1. Make a diagram of the valve and ports of a steam engine with crank and eccentric circles, showing the positions of the crank, of the centre of the eccentric, and of the slide valve, when the crank is on its dead centre. (S. and A. Exam., 1888.)

2. Make a free-hand sketch of the first figure in this Lecture, but place the cylinder on the right hand and the crank on the left hand of your paper. Trace the course of the steam in entering and leaving the cylinder, and write out a complete "Index to Parts."

3. Show, by sketches, &c., how the motion of the piston is converted into that of the crank, and that of the eccentric into that of the slide valve. Why is the eccentric fixed so as to move ahead of the crank?

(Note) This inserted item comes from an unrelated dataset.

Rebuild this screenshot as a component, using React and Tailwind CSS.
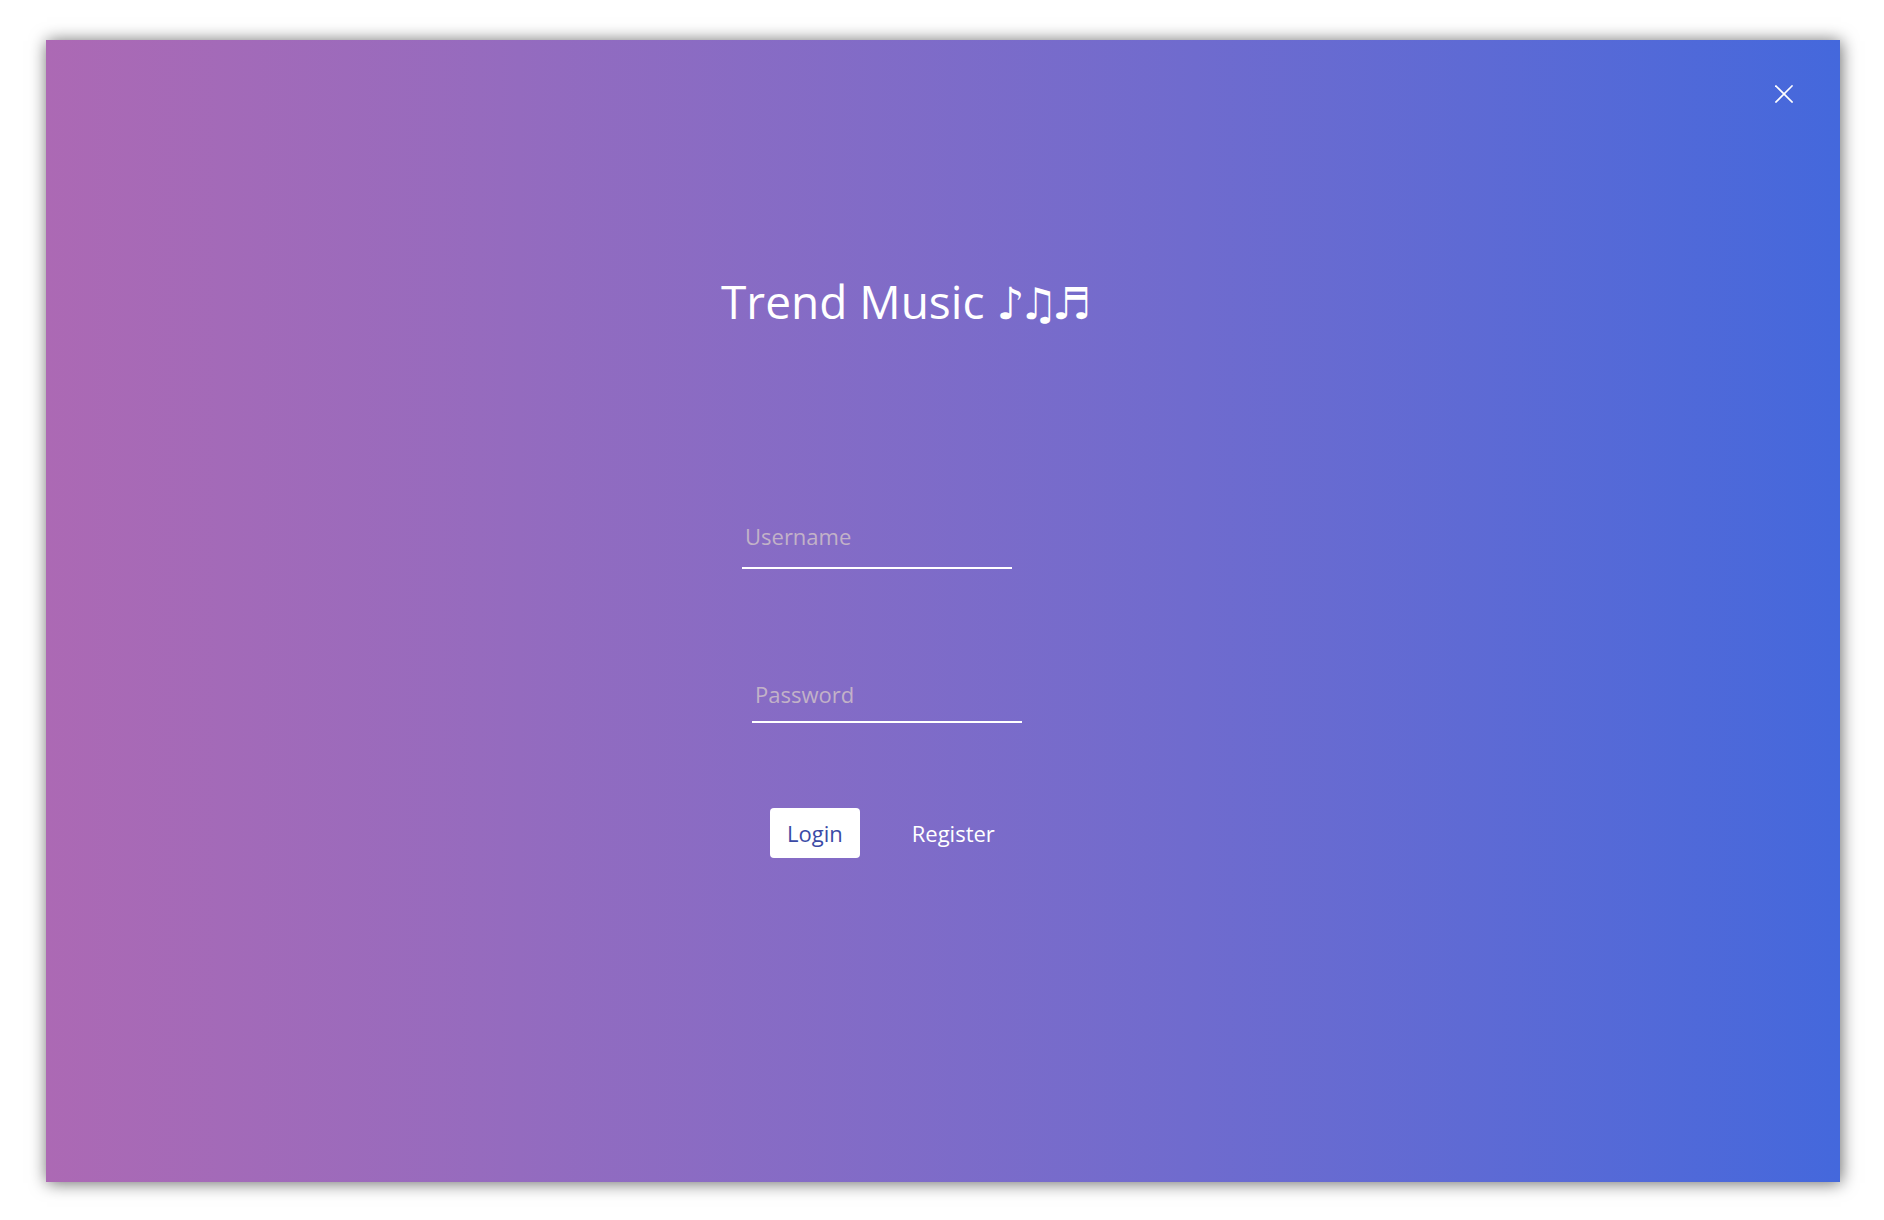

4. A crank is I foot long, while the connecting rod is 6 feet: find graphically how far the piston is from the beginning of its stroke when the crank has moved through 45 degrees from the inner dead centre. Ans. 4 inches nearly.

5. In a direct-acting horizontal engine the lengths of the crank and connecting rod are 1 and 5 feet respectively. How far is the piston from the middle of its stroke when the crank is vertical? Ans. 123 inch.

6. In a direct-acting engine, plot out by a diagram the relative positions of the piston and crank during a stroke, on the supposition that the connecting rod is of infinite length or remains parallel to itself. How is this diagram altered when a definite length is assigned to the connecting rod?

7. What is meant by the "dead centres" in the case of a crank and connecting rod? Sketch four figures in mere skeleton lines, showing a crank, connecting rod, piston rod and piston, and cylinder, when the crank is at each dead centre, and also when the force transmitted through the connecting rod has the greatest turning effect.

8. Sketch an ordinary eccentric in side elevation and in sectional plan. Give an index to the parts, and show how the motion imparted by it is the same as by a crank of the same throw or radius. Why cannot an eccentric be used for converting reciprocating into circular motion? In what cases are eccentrics applied in preference to cranks, and why?

9. Compare the crank with the eccentric. Show that they both produce the same motion. State reasons for employing one or the other in particular cases. (S. and A. Exam. 1889.)

10. Describe, with sketches, the construction of a horizontal direct acting engine, working with high pressure steam and without condensation, showing how the steam is admitted into the cylinder and let out again as required. (S. and A. Exam. 1889.)

II. Give a longitudinal section through the cylinder and steam-chest of an engine, showing the steam and exhaust ports, the steam slide-valve, the valve-rod, and stuffing-box for the latter. Put the valve in its mid-position. (S. and A. Exam. 1891.)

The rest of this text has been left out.